The property tests use composable generators defined at the top of each test file. Key generators:

  • genSimpleConfig — Produces a valid *Config with 1-4 services, 1-3 operations each, a DAG of calls (no cycles), random durations, error rates, and a traffic rate. Wrapped as rapid.Custom(genSimpleConfig) for use in combinators.
  • genDurationStringrapid.StringMatching("[1-9][0-9]{0,2}ms"). Generates valid duration strings directly from the grammar.
  • genRateStringrapid.StringMatching("[1-9][0-9]{0,3}/[smh]"). Generates valid rate strings.
  • genErrorRateStringrapid.StringMatching("[1-9][0-9]?%").
  • genScenario / genScenarioList — Generates scenarios with random activation windows, priorities, and partial overrides for given operation refs.
  • genMultiTraceSpans — Generates realistic span data for the import pipeline, with multiple traces, services, and parent-child relationships.
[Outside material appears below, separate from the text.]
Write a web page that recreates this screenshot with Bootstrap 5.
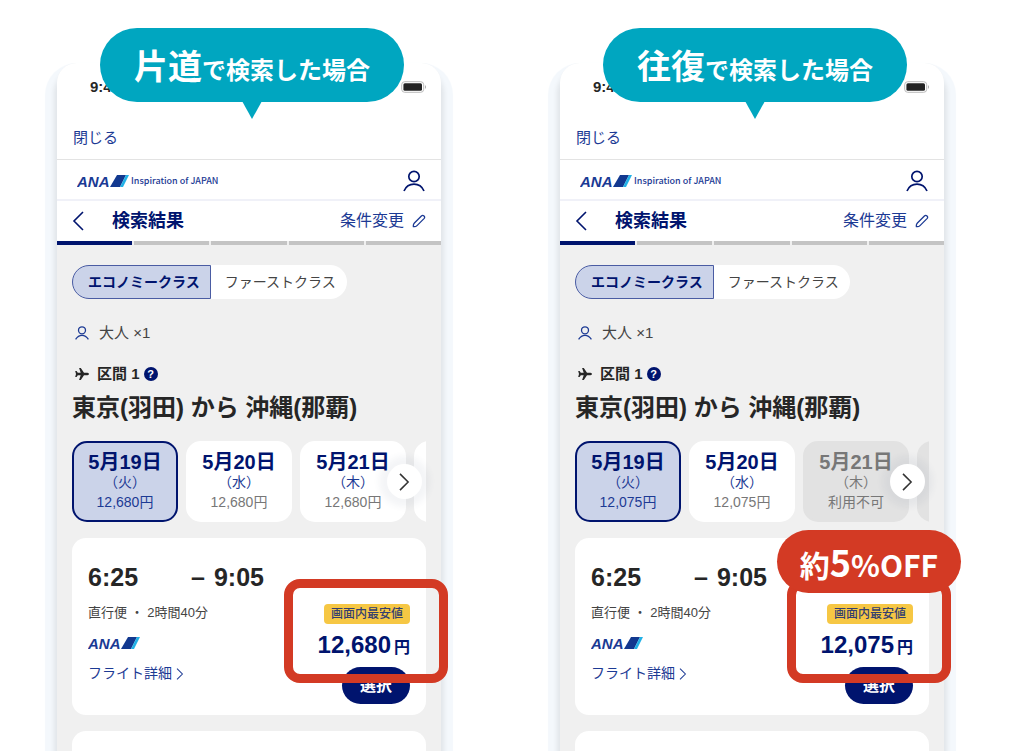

To add a new property test, either reuse an existing generator or build a new one with rapid.Custom. The pattern is always the same: generate valid input, run the code, check an invariant.

Fuzz targets

Thirteen fuzz targets exercise the parsers, validators, check bounds, and import pipeline. Most wrap property tests via rapid.MakeFuzz; FuzzParseErrorRate and FuzzParseSpans fuzz raw bytes directly:

Target Package What it exercises
FuzzValidateConfig pkg/synth Config generation and validation
FuzzBuildTopology pkg/synth Topology building and ref correctness
FuzzParseDistribution pkg/synth Distribution parse/format round-trip
FuzzParseRate pkg/synth Rate parsing with regex-generated strings
FuzzParseErrorRate pkg/synth Error-rate parsing (percentage and bare float, out-of-range rejection)
FuzzValidateCallConfig pkg/synth Call config validation (timeout, retries, count, conditions)
FuzzCheckMaxDepthBounds pkg/synth Static MaxDepth always bounds sampled observations
FuzzCheckMaxSpansBounds pkg/synth Static MaxSpans always bounds sampled observations
FuzzCheckMaxFanOutBounds pkg/synth Static MaxFanOut always bounds sampled observations
FuzzDistributionOrdering pkg/synth Percentile distributions are monotonic (p50 ≤ p95 ≤ p99 ≤ max)
FuzzRealisticCheck pkg/synth Static bounds hold for production-scale generated topologies
FuzzParseSpans pkg/synth/traceimport Span parsing never panics on arbitrary bytes, in all formats
FuzzMarshalRoundTrip pkg/synth/traceimport Full import pipeline round-trip

Running fuzz targets

During normal make test, corpus entries in testdata/fuzz/ replay automatically. This catches regressions without any extra setup.

To run extended fuzzing (recommended after changing parsers, validators, or the import pipeline):

# Run a single target for 5 minutes
go test ./pkg/synth/ -fuzz=FuzzParseRate -fuzztime=5m

# Run all synth targets in parallel
for target in FuzzValidateConfig FuzzBuildTopology FuzzParseDistribution \
    FuzzParseRate FuzzParseErrorRate FuzzValidateCallConfig \
    FuzzCheckMaxDepthBounds FuzzCheckMaxSpansBounds FuzzCheckMaxFanOutBounds \
    FuzzDistributionOrdering FuzzRealisticCheck; do
  go test ./pkg/synth/ -fuzz="^$target\$" -fuzztime=5m &
done
wait

# Run the import pipeline targets separately (different package)
go test ./pkg/synth/traceimport/ -fuzz=FuzzParseSpans -fuzztime=5m
go test ./pkg/synth/traceimport/ -fuzz=FuzzMarshalRoundTrip -fuzztime=5m

Committing corpus entries

Go's fuzz engine writes new interesting inputs to its build cache, not to testdata/fuzz/. After a fuzzing run, copy them to the repo and commit:

# macOS — cache location
src=~/Library/Caches/go-build/fuzz/github.com/andrewh/motel

# Linux — cache location
# src=~/.cache/go-build/fuzz/github.com/andrewh/motel

# Copy new entries (cp -n skips existing files)
for target in FuzzValidateConfig FuzzBuildTopology FuzzParseDistribution \
    FuzzParseRate FuzzParseErrorRate FuzzValidateCallConfig \
    FuzzCheckMaxDepthBounds FuzzCheckMaxSpansBounds FuzzCheckMaxFanOutBounds \
    FuzzDistributionOrdering FuzzRealisticCheck; do
  cp -n "$src/pkg/synth/$target"/* "pkg/synth/testdata/fuzz/$target/"
done
for target in FuzzParseSpans FuzzMarshalRoundTrip; do
  cp -n "$src/pkg/synth/traceimport/$target"/* \
    "pkg/synth/traceimport/testdata/fuzz/$target/"
done

# Verify tests still pass with new corpus
make test

# Commit
git add pkg/synth/testdata/fuzz/ pkg/synth/traceimport/testdata/fuzz/
git commit -m "Add fuzz corpus entries"

A failure during fuzzing means the fuzzer found a bug. The failing input is saved to testdata/fuzz/ automatically by go test. Fix the bug, confirm the corpus entry now passes, and commit both the fix and the corpus entry.